• _AVAILABLE DATA_
= = = = = = =

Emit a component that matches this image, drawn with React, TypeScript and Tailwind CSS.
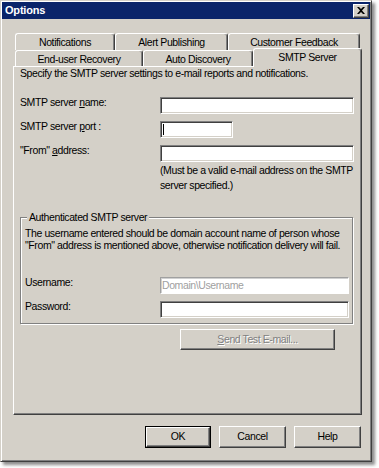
import React from "react";

const font = { fontFamily: '"Liberation Sans", Arial, sans-serif' };

const sunken =
  "border border-t-[#808080] border-l-[#808080] border-b-white border-r-white shadow-[inset_1px_1px_#404040,inset_-1px_-1px_#d4d0c8] bg-white";

const raised =
  "border border-t-white border-l-white border-b-[#404040] border-r-[#404040] shadow-[inset_-1px_-1px_#808080] bg-[#d4d0c8]";

function Tab({ label, w, className = "" }: { label: string; w: string; className?: string }) {
  return (
    <div
      className={`${w} ${className} flex items-start justify-center pt-[2px] border-t border-l border-r border-t-white border-l-white border-r-[#404040] shadow-[inset_-1px_0_#808080] rounded-t-[3px] bg-[#d4d0c8] leading-[13px] text-black whitespace-nowrap`}
    >
      {label}
    </div>
  );
}

function Button({ children, w, isDefault = false, disabled = false }: { children: React.ReactNode; w: string; isDefault?: boolean; disabled?: boolean }) {
  if (isDefault) {
    return (
      <div className={`${w} h-[22px] border border-black`}>
        <div className={`${raised} w-full h-full flex items-center justify-center text-black`}>{children}</div>
      </div>
    );
  }
  return (
    <div
      className={`${w} ${raised} flex items-center justify-center whitespace-nowrap ${disabled ? "text-[#808080] [text-shadow:1px_1px_0_#ffffff]" : "text-black"}`}
    >
      {children}
    </div>
  );
}

export default function App() {
  return (
    <div className="w-[379px] h-[468px] bg-white text-[10.5px] tracking-[-0.4px]" style={font}>
      <div className="w-[372px] h-[462px] bg-[#d4d0c8] border border-t-[#d4d0c8] border-l-[#d4d0c8] border-b-[#404040] border-r-[#404040] shadow-[inset_1px_1px_#ffffff,inset_-1px_-1px_#808080,3px_3px_3px_rgba(0,0,0,0.45)] p-[1px] flex flex-col">
        {/* Title bar */}
        <div className="h-[17px] bg-[#0a246a] flex items-center justify-between pl-[3px] pr-[1px]">
          <span className="text-white font-bold text-[11px] leading-[13px] tracking-[-0.2px]">Options</span>
          <div className={`w-[16px] h-[14px] ${raised} flex items-center justify-center`}>
            <svg width="8" height="7" viewBox="0 0 8 7">
              <path d="M0 0 L2 0 L4 2 L6 0 L8 0 L5 3.5 L8 7 L6 7 L4 5 L2 7 L0 7 L3 3.5 Z" fill="#000" />
            </svg>
          </div>
        </div>

        <div className="ml-[11px] w-[349px] flex flex-col">
          {/* Tabs */}
          <div className="mt-[14px] h-[17px] flex pl-[2px]">
            <Tab label="Notifications" w="w-[100px]" />
            <Tab label="Alert Publishing" w="w-[113px]" />
            <Tab label="Customer Feedback" w="w-[132px]" />
          </div>
          <div className="-mt-[2px] h-[18px] flex items-end pl-[2px] relative z-10">
            <Tab label="End-user Recovery" w="w-[128px]" className="h-[16px]" />
            <Tab label="Auto Discovery" w="w-[110px]" className="h-[16px]" />
            <Tab label="SMTP Server" w="w-[109px]" className="h-[19px] -mb-[1px] relative z-10" />
          </div>

          {/* Panel */}
          <div className="h-[349px] border border-t-white border-l-white border-b-[#404040] border-r-[#404040] shadow-[inset_-1px_-1px_#808080] pl-[6px] flex flex-col text-black whitespace-nowrap">
            <div className="leading-[13px]">Specify the SMTP server settings to e-mail reports and notifications.</div>

            <div className="mt-[17px] flex">
              <div className="w-[140px] leading-[11px]">
                SMTP server <u>n</u>ame:
              </div>
              <div className={`w-[194px] h-[17px] ${sunken}`} />
            </div>
            <div className="mt-[7px] flex">
              <div className="w-[140px] leading-[11px]">
                SMTP server <u>p</u>ort :
              </div>
              <div className={`w-[73px] h-[17px] ${sunken} flex items-center pl-[2px]`}>
                <div className="w-[1px] h-[11px] bg-black" />
              </div>
            </div>
            <div className="mt-[7px] flex">
              <div className="w-[140px] leading-[11px]">
                "From" <u>a</u>ddress:
              </div>
              <div className={`w-[194px] h-[17px] ${sunken}`} />
            </div>
            <div className="ml-[140px] mt-[1px] leading-[15px]">
              (Must be a valid e-mail address on the SMTP
              <br />
              server specified.)
            </div>

            {/* Group box */}
            <div className="mt-[24px] w-[333px] h-[107px] border border-[#808080] shadow-[inset_1px_1px_#ffffff,1px_1px_#ffffff] relative pl-[4px] pt-[9px] flex flex-col">
              <div className="absolute -top-[7px] left-[6px] px-[2px] bg-[#d4d0c8] leading-[13px]">Authenticated SMTP server</div>
              <div className="leading-[12px]">
                The username entered should be domain account name of person whose
                <br />
                "From" address is mentioned above, otherwise notification delivery will fail.
              </div>
              <div className="mt-[26px] flex">
                <div className="w-[135px] leading-[11px]">Username:</div>
                <div className="w-[189px] h-[17px] bg-white border border-t-[#a0a0a0] border-l-[#a0a0a0] border-b-white border-r-white shadow-[inset_1px_1px_#d0d0d0] text-[#a0a0a0] leading-[15px] pl-[1px]">
                  Domain\Username
                </div>
              </div>
              <div className="mt-[7px] flex">
                <div className="w-[135px] leading-[11px]">Password:</div>
                <div className={`w-[189px] h-[17px] ${sunken}`} />
              </div>
            </div>

            <div className="mt-[5px] ml-[160px] flex">
              <Button w="w-[155px] h-[21px]" disabled>
                <span>
                  <u>S</u>end Test E-mail...
                </span>
              </Button>
            </div>
          </div>

          {/* Bottom buttons */}
          <div className="mt-[11px] flex justify-end gap-[8px] pr-[1px]">
            <Button w="w-[66px]" isDefault>
              OK
            </Button>
            <Button w="w-[67px] h-[22px]">Cancel</Button>
            <Button w="w-[67px] h-[22px]">Help</Button>
          </div>
        </div>
      </div>
    </div>
  );
}
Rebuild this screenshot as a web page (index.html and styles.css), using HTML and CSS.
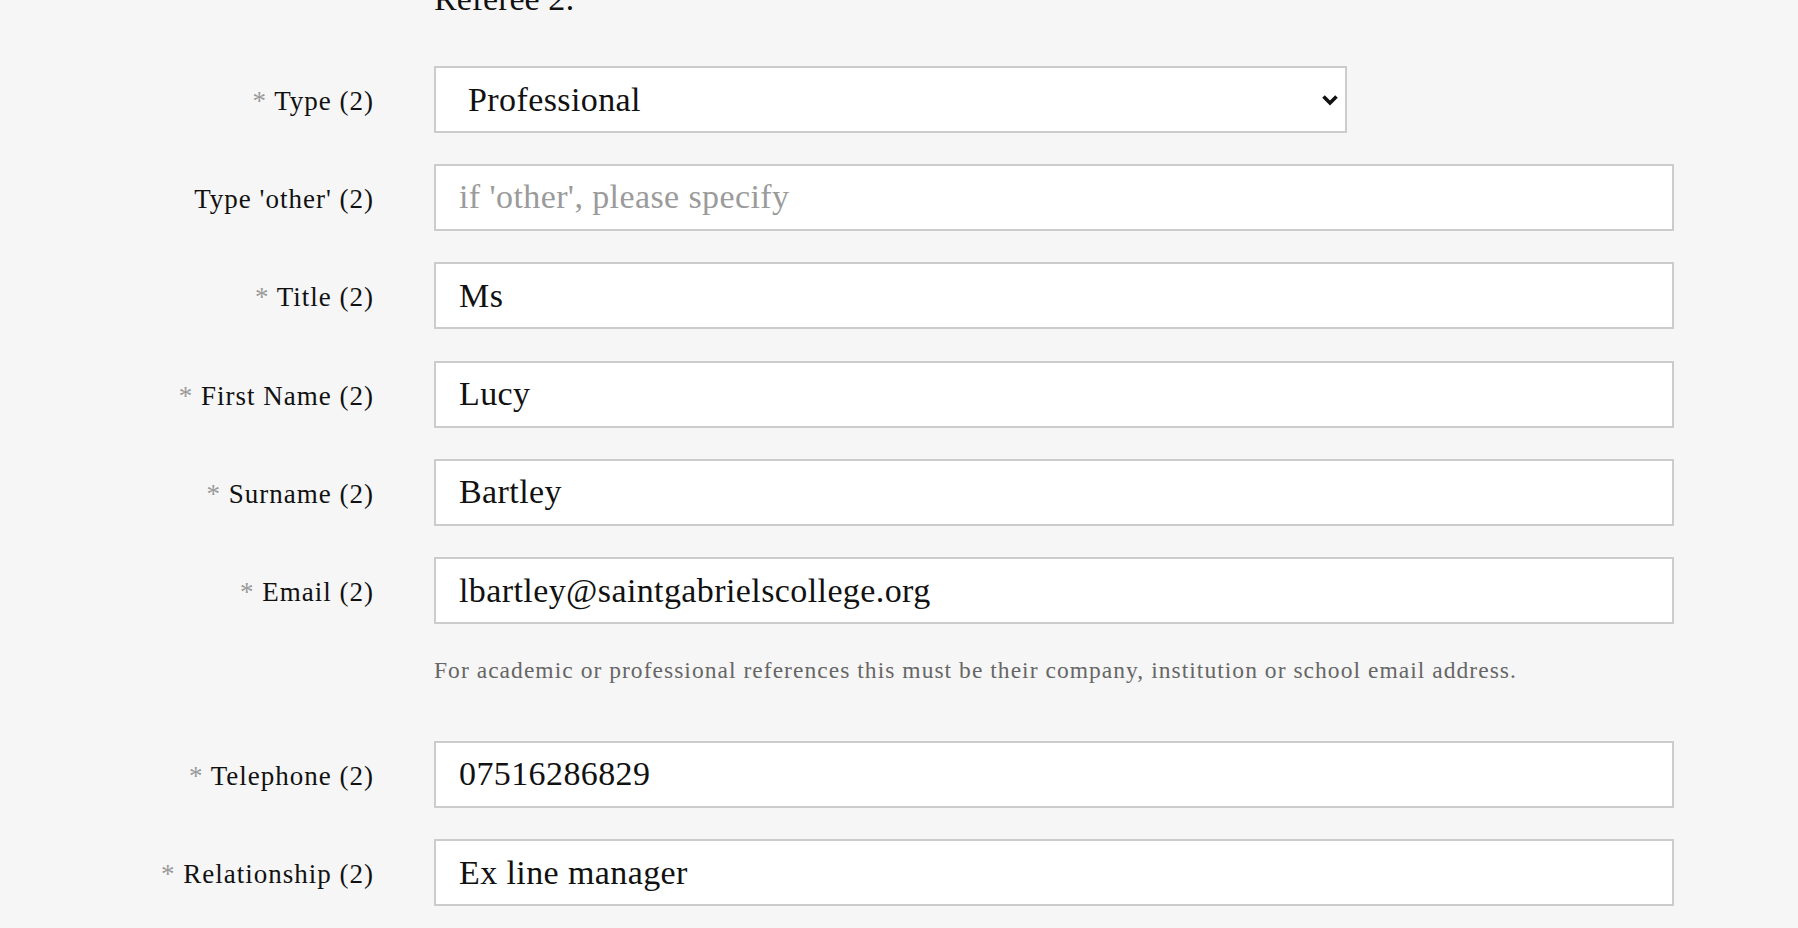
FILE: index.html
```html
<!DOCTYPE html>
<html lang="en">
<head>
<meta charset="utf-8">
<title>Referee 2</title>
<link rel="stylesheet" href="styles.css">
</head>
<body>
<main class="form">
  <h2 class="heading">Referee 2:</h2>

  <div class="row">
    <label class="label"><span class="req">*</span> Type (2)</label>
    <div class="select-wrap">
      <select class="select">
        <option>Professional</option>
      </select>
      <svg class="chevron" width="18" height="12" viewBox="0 0 18 12" aria-hidden="true">
        <path d="M2.5 2.5 L9 9 L15.5 2.5" fill="none" stroke="#111" stroke-width="3.6" stroke-linejoin="miter"/>
      </svg>
    </div>
  </div>

  <div class="row">
    <label class="label">Type 'other' (2)</label>
    <input class="input" type="text" placeholder="if 'other', please specify">
  </div>

  <div class="row">
    <label class="label"><span class="req">*</span> Title (2)</label>
    <input class="input" type="text" value="Ms">
  </div>

  <div class="row">
    <label class="label"><span class="req">*</span> First Name (2)</label>
    <input class="input" type="text" value="Lucy">
  </div>

  <div class="row">
    <label class="label"><span class="req">*</span> Surname (2)</label>
    <input class="input" type="text" value="Bartley">
  </div>

  <div class="row">
    <label class="label"><span class="req">*</span> Email (2)</label>
    <input class="input" type="text" value="lbartley@saintgabrielscollege.org">
  </div>

  <p class="hint">For academic or professional references this must be their company, institution or school email address.</p>

  <div class="row">
    <label class="label"><span class="req">*</span> Telephone (2)</label>
    <input class="input" type="text" value="07516286829">
  </div>

  <div class="row">
    <label class="label"><span class="req">*</span> Relationship (2)</label>
    <input class="input" type="text" value="Ex line manager">
  </div>
</main>
</body>
</html>
```

FILE: styles.css
```css
html, body {
  margin: 0;
  padding: 0;
  background: #f6f6f6;
  height: 100%;
  overflow: hidden;
}

body {
  font-family: "Liberation Serif", "Times New Roman", serif;
  color: #111;
}

.form {
  display: flex;
  flex-direction: column;
  gap: 31.3px;
}

.heading {
  margin: -18.5px 0 18.9px 434px;
  font-size: 34px;
  line-height: 34px;
  font-weight: normal;
  color: #111;
}

.row {
  display: flex;
  align-items: center;
  gap: 60px;
}

.label {
  width: 374px;
  flex: none;
  text-align: right;
  font-size: 27px;
  line-height: 34px;
  padding-top: 3px;
  letter-spacing: 1px;
  color: #111;
  white-space: nowrap;
}

.req {
  color: #9a9a9a;
}

.input,
.select {
  box-sizing: border-box;
  height: 67px;
  border: 2px solid #cccccc;
  border-radius: 0;
  background: #ffffff;
  font-family: "Liberation Serif", "Times New Roman", serif;
  font-size: 34px;
  letter-spacing: 0.4px;
  color: #111;
  outline: none;
  margin: 0;
}

.input {
  width: 1240px;
  padding: 0 20px 0 23px;
}

.input::placeholder {
  color: #9b9b9b;
  opacity: 1;
}

.select-wrap {
  position: relative;
  width: 913px;
  flex: none;
}

.select {
  width: 100%;
  display: block;
  appearance: none;
  -webkit-appearance: none;
  padding: 0 40px 0 32px;
}

.chevron {
  position: absolute;
  right: 8px;
  top: 50%;
  margin-top: -5px;
  pointer-events: none;
}

.hint {
  margin: 0 0 24.2px 434px;
  font-size: 23.5px;
  line-height: 30px;
  letter-spacing: 1.04px;
  color: #666666;
  white-space: nowrap;
}
```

= = = = = = =

• _TASK OBJECTIVE_
All lines from the start of the entries through the one with "border-t-[#808080] border-l-[#808080] border-b-white" are to be output exactly; omit the pictures.

• _RESULT OF THIS EXERCISE_
Emit a component that matches this image, drawn with React, TypeScript and Tailwind CSS.
import React from "react";

const font = { fontFamily: '"Liberation Sans", Arial, sans-serif' };

const sunken =
  "border border-t-[#808080] border-l-[#808080] border-b-white border-r-white shadow-[inset_1px_1px_#404040,inset_-1px_-1px_#d4d0c8] bg-white";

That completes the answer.